By Joe Timmerman
The Badger Herald
September 25, 2012
Death is a very difficult topic to discuss. It’s not a subject that most people enjoy pondering. It is especially difficult to discuss with someone whose death may be imminent. Like many issues, it might be easier to just avoid the topic altogether. However, as is often the case, pretending the issue doesn’t exist won’t make it go away, and can often make the end result more difficult to deal with. Thus, the news the Madison medical community will start providing end-of-life planning as a standard patient service is welcome, indeed.
End-of-life planning involves sitting down and coming up with an “advanced directive.” An advanced directive is essentially a set of written instructions regarding a patient’s preferred medical care that are carried out in the event the patient is no longer able to make those decisions. For example, a patient might specify that, if they should enter into a vegetative state, they should be taken off the ventilator and allowed to die.
Preparations for death, such as end-of-life planning, are becoming increasingly accepted in the medical community. According to guidelines published by the American Society of Clinical Oncology, all terminally ill patients should sit down and discuss their end-of-life wishes with their family and health care team.
Advanced directives are beneficial for a variety of reasons. To begin with, people should have their health care administered according to their own preferences. If someone wishes to be kept alive on a ventilator, then he or she should be able to. If someone wishes instead not to be put on a ventilator, then they shouldn’t have to be put on one against their will. Just because someone can’t communicate his or her preference doesn’t mean it shouldn’t be honored. Either way, this is utility enhancing for the patient.

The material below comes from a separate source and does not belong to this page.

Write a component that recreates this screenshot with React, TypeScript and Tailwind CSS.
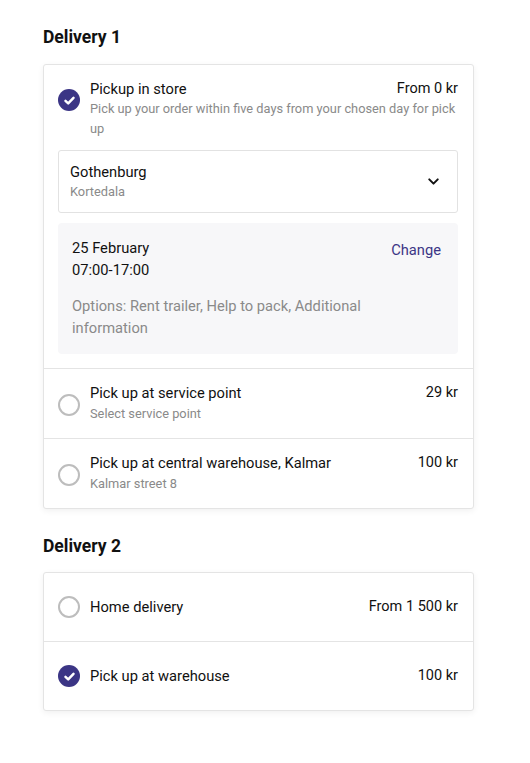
import { ChevronDown } from 'lucide-react';

type Option = {
  title: string;
  subtitle?: string;
  price: string;
  selected?: boolean;
};

function Radio({ checked }: { checked?: boolean }) {
  if (checked) {
    return (
      <span className="flex h-[22px] w-[22px] shrink-0 items-center justify-center rounded-full bg-[#3b3585]">
        <svg width="13" height="13" viewBox="0 0 12 12" fill="none">
          <path
            d="M2.3 6.3 4.8 8.6 9.7 3.5"
            stroke="white"
            strokeWidth="2.3"
            strokeLinecap="round"
            strokeLinejoin="round"
          />
        </svg>
      </span>
    );
  }
  return (
    <span className="block h-[22px] w-[22px] shrink-0 rounded-full border-2 border-[#bdbdbd] bg-white" />
  );
}

function OptionRow({ option, tall }: { option: Option; tall?: boolean }) {
  return (
    <div
      className={
        tall
          ? 'flex h-[68px] items-center gap-[10px] pl-[14px] pr-[15px]'
          : 'flex items-start gap-[10px] pl-[14px] pr-[15px] pt-[14px] pb-[14px]'
      }
    >
      <div className={tall ? '' : 'pt-[11px]'}>
        <Radio checked={option.selected} />
      </div>
      <div className="min-w-0 flex-1">
        <div className="flex items-start justify-between gap-4">
          <p className="text-[14.7px] leading-[20px] text-[#111]">{option.title}</p>
          <p className="shrink-0 text-[14.5px] leading-[20px] text-[#111]">{option.price}</p>
        </div>
        {option.subtitle && (
          <p className="mt-[1px] text-[12.8px] leading-[20px] text-[#8a8a8a]">
            {option.subtitle}
          </p>
        )}
      </div>
    </div>
  );
}

export default function App() {
  const rest: Option[] = [
    { title: 'Pick up at service point', subtitle: 'Select service point', price: '29 kr' },
    {
      title: 'Pick up at central warehouse, Kalmar',
      subtitle: 'Kalmar street 8',
      price: '100 kr',
    },
  ];

  return (
    <div
      className="min-h-screen bg-white px-[43px] pt-[26px] pb-10"
      style={{ fontFamily: 'Roboto, "Liberation Sans", sans-serif' }}
    >
      <div className="w-[431px]">
        <h2 className="text-[17.5px] font-bold leading-[22px] text-[#111]">Delivery 1</h2>
        <div className="mt-[16px] rounded-[3px] border border-[#e4e4e4] bg-white shadow-[0_2px_6px_rgba(0,0,0,0.06)]">
          <div className="pl-[14px] pr-[15px] pt-[14px] pb-[14px]">
            <div className="flex items-start gap-[10px]">
              <div className="pt-[10px]">
                <Radio checked />
              </div>
              <div className="min-w-0 flex-1">
                <div className="flex items-start justify-between gap-4">
                  <p className="text-[14.7px] leading-[20px] text-[#111]">Pickup in store</p>
                  <p className="shrink-0 text-[14.5px] leading-[20px] text-[#111]">From 0 kr</p>
                </div>
                <p className="text-[12.8px] leading-[20px] text-[#8a8a8a]">
                  Pick up your order within five days from your chosen day for pick up
                </p>
              </div>
            </div>

            <div className="mt-[11px] flex h-[63px] items-center justify-between rounded-[3px] border border-[#e2e2e2] px-[11px]">
              <div>
                <p className="text-[14.7px] leading-[20px] text-[#111]">Gothenburg</p>
                <p className="text-[12.8px] leading-[20px] text-[#8a8a8a]">Kortedala</p>
              </div>
              <ChevronDown size={17} strokeWidth={2.8} className="mr-[4px] text-[#111]" />
            </div>

            <div className="mt-[10px] rounded-[4px] bg-[#f7f7f9] px-[14px] pt-[14px] pb-[15px]">
              <div className="flex items-start justify-between">
                <div>
                  <p className="text-[14.7px] leading-[22px] text-[#111]">25 February</p>
                  <p className="text-[14.7px] leading-[22px] text-[#111]">07:00-17:00</p>
                </div>
                <button
                  type="button"
                  className="mt-[2px] mr-[3px] text-[14.7px] leading-[22px] text-[#3b3585]"
                >
                  Change
                </button>
              </div>
              <p className="mt-[14px] w-[330px] text-[14.7px] leading-[22px] text-[#8a8a8a]">
                Options: Rent trailer, Help to pack, Additional information
              </p>
            </div>
          </div>
          {rest.map((o) => (
            <div key={o.title} className="border-t border-[#e4e4e4]">
              <OptionRow option={o} />
            </div>
          ))}
        </div>

        <h2 className="mt-[26px] text-[17.5px] font-bold leading-[22px] text-[#111]">Delivery 2</h2>
        <div className="mt-[15px] rounded-[3px] border border-[#e4e4e4] bg-white shadow-[0_2px_6px_rgba(0,0,0,0.06)]">
          <OptionRow tall option={{ title: 'Home delivery', price: 'From 1 500 kr' }} />
          <div className="border-t border-[#e4e4e4]">
            <OptionRow tall option={{ title: 'Pick up at warehouse', price: '100 kr', selected: true }} />
          </div>
        </div>
      </div>
    </div>
  );
}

As for the health care provider and the patient’s family, they aren’t forced to make life-or-death for someone else. Making these decisions are, as one might expect, extremely taxing, and everyone is better off if the patient makes his or her own decision ahead of time rather than leaving it to a third party. In a powerful Time Magazine article, Joe Klein recounts his difficult experience making these decisions for his own parents. As he writes, “I spent the next five months as a death panel for both my mother and my father.” He later writes he was “extremely fortunate” to transfer his ailing parents to a health care provider that was much more willing to candidly discuss death.
Coming up with an advanced directive also helps to keep health care costs down. CBS News reports Medicare spent $50 billion in 2009 on doctors and hospitals over the last two months of patients’ lives. The kicker? “20 to 30 percent of these medical expenditures may have had no meaningful impact.”
Over the course of one year, Medicare alone spent as much as $15 billion of treatment had no positive effect on patients’ quality of life. This is a prime example of wasteful spending that, in today’s age of fashionable austerity, needs to be eliminated. A significant portion of this spending could be eliminated if people were only kept alive as long as they wished to be.
It might seem that doing anything less than everything to extend a person’s life would be unethical. However, if the person doesn’t want to be kept alive though extraordinary measures only to suffer for longer, their wish should be honored. This can only be accomplished through people having candid discussions with their families and doctors. The fact that local health care providers are starting to encourage these discussions is good news for all Madisonians.